• WHAT TO PRODUCE: Collect each line holding the string "page".

• DATA FOR THIS TASK:
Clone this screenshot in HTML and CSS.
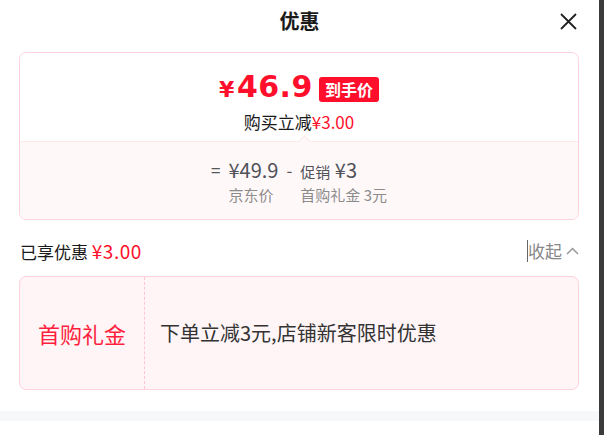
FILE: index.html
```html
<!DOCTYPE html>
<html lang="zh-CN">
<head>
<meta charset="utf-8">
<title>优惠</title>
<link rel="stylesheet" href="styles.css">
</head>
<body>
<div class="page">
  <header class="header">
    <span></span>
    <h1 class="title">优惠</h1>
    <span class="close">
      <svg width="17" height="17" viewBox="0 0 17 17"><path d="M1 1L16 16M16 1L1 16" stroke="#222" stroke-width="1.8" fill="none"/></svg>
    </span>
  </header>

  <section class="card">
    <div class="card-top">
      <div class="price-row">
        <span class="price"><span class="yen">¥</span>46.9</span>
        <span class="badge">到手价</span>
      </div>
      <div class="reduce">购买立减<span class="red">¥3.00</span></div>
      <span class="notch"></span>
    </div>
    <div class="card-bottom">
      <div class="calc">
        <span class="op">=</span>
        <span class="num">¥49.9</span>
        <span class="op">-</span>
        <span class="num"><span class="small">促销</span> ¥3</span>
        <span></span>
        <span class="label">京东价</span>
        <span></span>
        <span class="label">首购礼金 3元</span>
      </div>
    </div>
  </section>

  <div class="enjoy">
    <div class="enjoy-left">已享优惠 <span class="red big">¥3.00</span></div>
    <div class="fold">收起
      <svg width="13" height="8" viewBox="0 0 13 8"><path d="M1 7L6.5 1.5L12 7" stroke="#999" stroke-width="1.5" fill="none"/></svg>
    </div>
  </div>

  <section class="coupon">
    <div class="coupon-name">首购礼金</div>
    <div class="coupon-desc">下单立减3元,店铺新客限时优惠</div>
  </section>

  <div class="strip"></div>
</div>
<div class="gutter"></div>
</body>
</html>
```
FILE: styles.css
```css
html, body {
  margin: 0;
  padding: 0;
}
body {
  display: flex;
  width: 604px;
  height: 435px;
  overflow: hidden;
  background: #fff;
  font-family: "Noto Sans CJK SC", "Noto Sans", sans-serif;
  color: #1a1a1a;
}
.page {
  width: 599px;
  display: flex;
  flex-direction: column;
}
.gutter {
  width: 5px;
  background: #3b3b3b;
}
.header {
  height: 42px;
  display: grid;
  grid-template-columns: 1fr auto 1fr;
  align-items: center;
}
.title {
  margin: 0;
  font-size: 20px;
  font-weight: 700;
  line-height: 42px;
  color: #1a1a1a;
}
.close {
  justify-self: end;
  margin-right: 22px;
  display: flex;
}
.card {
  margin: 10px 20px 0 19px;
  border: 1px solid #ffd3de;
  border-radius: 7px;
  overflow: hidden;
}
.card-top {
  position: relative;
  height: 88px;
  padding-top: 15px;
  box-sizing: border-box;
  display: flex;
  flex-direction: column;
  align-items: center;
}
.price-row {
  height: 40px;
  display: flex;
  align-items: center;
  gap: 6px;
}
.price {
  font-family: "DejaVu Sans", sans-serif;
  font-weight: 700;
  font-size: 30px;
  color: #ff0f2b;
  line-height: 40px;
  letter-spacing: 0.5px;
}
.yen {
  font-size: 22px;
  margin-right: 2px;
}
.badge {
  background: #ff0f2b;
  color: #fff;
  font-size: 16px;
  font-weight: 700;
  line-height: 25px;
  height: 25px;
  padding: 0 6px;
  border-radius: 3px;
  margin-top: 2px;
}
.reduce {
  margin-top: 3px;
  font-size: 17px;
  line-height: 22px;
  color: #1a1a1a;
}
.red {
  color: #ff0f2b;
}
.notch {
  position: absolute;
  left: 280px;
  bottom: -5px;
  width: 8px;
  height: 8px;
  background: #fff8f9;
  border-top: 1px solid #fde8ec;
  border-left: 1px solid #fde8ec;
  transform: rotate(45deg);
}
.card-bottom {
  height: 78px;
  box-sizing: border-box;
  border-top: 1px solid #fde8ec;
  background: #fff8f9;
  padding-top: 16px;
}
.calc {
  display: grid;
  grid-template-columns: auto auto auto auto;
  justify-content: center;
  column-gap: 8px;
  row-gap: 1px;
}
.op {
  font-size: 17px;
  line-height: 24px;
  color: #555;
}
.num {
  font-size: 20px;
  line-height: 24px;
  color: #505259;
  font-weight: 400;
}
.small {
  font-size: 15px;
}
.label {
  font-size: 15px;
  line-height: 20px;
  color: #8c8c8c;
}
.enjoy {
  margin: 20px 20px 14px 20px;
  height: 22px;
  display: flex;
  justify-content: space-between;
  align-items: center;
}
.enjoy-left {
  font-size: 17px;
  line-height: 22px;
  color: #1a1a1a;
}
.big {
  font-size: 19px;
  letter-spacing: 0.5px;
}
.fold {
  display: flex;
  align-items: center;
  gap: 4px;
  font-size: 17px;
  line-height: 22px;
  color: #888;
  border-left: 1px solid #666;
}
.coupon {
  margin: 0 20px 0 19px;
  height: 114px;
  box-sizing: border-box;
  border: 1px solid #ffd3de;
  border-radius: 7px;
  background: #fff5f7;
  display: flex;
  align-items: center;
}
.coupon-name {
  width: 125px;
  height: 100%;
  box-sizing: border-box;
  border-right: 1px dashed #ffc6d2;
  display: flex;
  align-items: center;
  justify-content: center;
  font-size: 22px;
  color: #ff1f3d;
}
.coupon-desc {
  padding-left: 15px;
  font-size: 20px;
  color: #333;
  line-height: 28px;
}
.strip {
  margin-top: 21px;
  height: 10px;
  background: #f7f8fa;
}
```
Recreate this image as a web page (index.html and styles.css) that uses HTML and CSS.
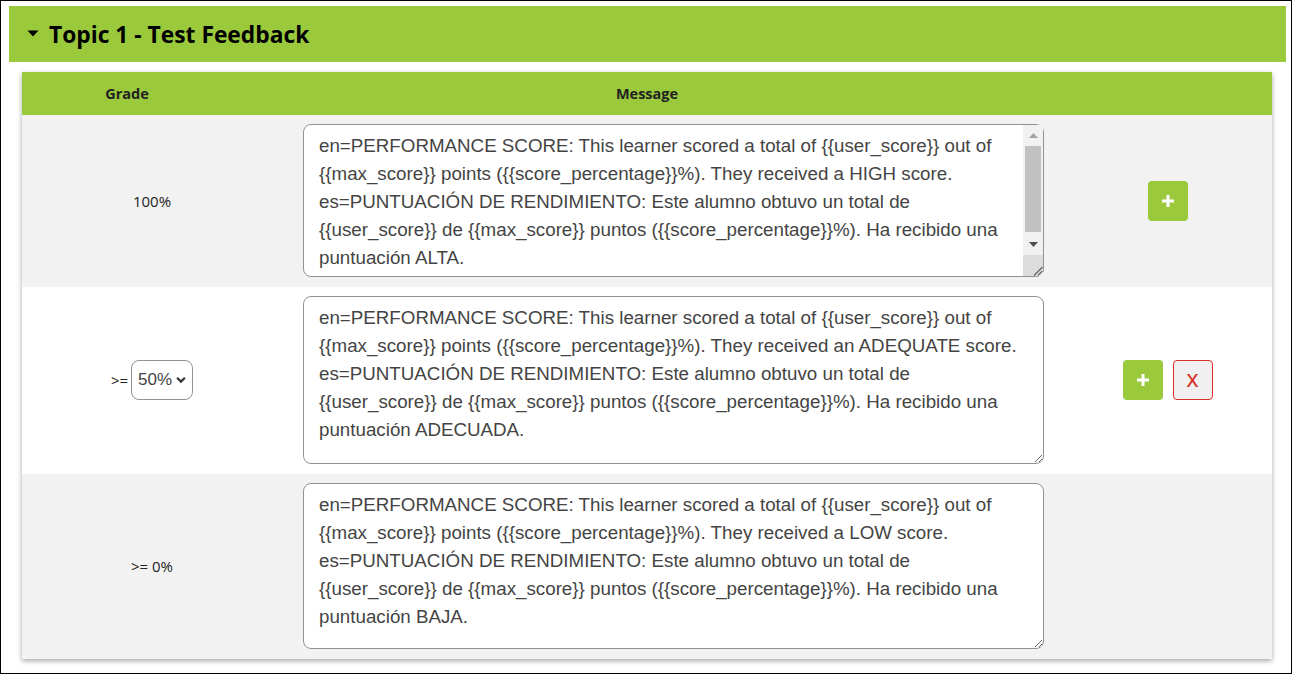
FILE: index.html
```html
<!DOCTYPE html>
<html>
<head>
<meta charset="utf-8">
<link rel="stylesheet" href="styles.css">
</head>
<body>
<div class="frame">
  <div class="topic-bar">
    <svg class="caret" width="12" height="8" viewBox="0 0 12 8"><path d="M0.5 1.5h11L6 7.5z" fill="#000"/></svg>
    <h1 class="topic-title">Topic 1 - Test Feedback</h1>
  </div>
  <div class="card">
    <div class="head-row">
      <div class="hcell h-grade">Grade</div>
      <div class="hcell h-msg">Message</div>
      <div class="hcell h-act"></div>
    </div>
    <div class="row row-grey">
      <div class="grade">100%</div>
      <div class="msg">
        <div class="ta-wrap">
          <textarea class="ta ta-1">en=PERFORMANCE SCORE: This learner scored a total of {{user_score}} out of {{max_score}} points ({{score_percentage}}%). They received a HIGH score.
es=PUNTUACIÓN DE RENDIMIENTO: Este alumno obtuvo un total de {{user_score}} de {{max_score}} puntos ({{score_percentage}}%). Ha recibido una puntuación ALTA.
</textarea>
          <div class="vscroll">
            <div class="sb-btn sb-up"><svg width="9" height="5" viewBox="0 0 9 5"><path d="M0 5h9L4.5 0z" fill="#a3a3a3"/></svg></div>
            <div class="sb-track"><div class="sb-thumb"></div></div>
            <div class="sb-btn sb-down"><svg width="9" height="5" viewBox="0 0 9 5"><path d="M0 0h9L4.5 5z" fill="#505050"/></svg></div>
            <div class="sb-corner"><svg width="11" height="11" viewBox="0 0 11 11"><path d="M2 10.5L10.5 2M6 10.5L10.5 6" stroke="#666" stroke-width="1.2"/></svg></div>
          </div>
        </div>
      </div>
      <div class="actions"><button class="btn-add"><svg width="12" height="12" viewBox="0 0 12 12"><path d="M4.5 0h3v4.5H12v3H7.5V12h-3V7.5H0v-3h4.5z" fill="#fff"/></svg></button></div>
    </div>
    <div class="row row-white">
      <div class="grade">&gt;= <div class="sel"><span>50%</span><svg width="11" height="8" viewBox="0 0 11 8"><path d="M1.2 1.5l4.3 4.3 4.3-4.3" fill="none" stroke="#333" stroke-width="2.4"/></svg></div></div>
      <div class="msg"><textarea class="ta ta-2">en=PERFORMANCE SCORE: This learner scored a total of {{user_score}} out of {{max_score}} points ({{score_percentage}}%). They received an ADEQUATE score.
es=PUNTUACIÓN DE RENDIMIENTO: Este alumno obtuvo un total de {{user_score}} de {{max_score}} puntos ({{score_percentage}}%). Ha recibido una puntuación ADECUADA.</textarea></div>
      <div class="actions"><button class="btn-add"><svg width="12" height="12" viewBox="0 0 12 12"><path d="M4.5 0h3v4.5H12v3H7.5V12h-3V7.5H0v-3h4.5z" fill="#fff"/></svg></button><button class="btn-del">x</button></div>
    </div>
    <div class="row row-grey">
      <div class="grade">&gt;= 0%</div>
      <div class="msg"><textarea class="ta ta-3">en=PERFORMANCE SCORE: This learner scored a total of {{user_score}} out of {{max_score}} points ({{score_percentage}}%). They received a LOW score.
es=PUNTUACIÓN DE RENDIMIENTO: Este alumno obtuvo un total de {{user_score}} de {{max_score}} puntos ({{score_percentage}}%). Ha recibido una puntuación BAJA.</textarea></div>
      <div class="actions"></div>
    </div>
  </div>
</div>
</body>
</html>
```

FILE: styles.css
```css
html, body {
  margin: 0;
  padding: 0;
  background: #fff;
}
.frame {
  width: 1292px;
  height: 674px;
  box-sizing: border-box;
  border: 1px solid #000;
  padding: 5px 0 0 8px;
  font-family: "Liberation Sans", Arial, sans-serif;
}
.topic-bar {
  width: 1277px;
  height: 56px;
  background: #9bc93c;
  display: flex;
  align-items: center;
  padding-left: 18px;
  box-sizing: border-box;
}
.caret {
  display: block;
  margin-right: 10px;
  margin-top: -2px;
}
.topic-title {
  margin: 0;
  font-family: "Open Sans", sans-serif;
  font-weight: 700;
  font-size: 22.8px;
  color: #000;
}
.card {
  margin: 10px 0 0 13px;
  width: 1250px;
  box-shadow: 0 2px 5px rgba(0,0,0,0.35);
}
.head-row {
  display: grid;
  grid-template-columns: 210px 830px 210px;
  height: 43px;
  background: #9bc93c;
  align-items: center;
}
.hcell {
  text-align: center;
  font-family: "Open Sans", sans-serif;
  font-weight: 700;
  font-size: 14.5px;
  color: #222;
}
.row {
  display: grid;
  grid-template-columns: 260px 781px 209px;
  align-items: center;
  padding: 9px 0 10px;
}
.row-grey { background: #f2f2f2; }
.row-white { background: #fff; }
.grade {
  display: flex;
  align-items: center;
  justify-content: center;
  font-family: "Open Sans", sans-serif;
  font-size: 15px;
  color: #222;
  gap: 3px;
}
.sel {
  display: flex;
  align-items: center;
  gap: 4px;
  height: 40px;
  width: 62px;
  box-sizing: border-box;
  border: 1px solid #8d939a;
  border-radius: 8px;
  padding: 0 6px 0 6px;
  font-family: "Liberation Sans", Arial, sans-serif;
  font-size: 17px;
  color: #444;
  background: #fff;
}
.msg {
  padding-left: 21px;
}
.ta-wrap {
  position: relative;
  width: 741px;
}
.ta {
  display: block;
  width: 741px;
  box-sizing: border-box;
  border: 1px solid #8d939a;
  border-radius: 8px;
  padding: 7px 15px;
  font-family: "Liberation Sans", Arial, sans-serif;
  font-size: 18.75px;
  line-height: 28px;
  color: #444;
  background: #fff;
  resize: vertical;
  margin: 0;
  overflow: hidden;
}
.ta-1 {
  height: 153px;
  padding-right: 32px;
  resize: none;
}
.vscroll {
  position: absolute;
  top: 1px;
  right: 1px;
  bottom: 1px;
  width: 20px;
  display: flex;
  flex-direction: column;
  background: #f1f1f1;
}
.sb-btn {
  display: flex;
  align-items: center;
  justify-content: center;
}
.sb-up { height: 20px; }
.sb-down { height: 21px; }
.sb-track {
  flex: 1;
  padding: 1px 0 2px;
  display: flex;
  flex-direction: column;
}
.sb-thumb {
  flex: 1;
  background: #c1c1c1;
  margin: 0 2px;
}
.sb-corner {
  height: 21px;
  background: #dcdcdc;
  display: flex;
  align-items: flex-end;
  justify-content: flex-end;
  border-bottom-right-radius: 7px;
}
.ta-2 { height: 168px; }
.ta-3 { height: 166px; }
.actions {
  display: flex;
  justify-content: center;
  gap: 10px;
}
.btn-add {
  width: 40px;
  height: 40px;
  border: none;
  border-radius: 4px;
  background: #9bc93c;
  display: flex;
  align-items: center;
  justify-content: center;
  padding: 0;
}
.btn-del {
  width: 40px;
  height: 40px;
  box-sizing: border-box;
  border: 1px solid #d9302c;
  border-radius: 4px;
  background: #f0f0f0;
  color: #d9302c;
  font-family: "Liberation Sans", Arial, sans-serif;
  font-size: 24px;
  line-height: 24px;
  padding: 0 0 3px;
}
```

• EXERCISE ANSWER:
<div class="page">
.page {
Recreate this image as a web page (index.html and styles.css) that uses HTML and CSS.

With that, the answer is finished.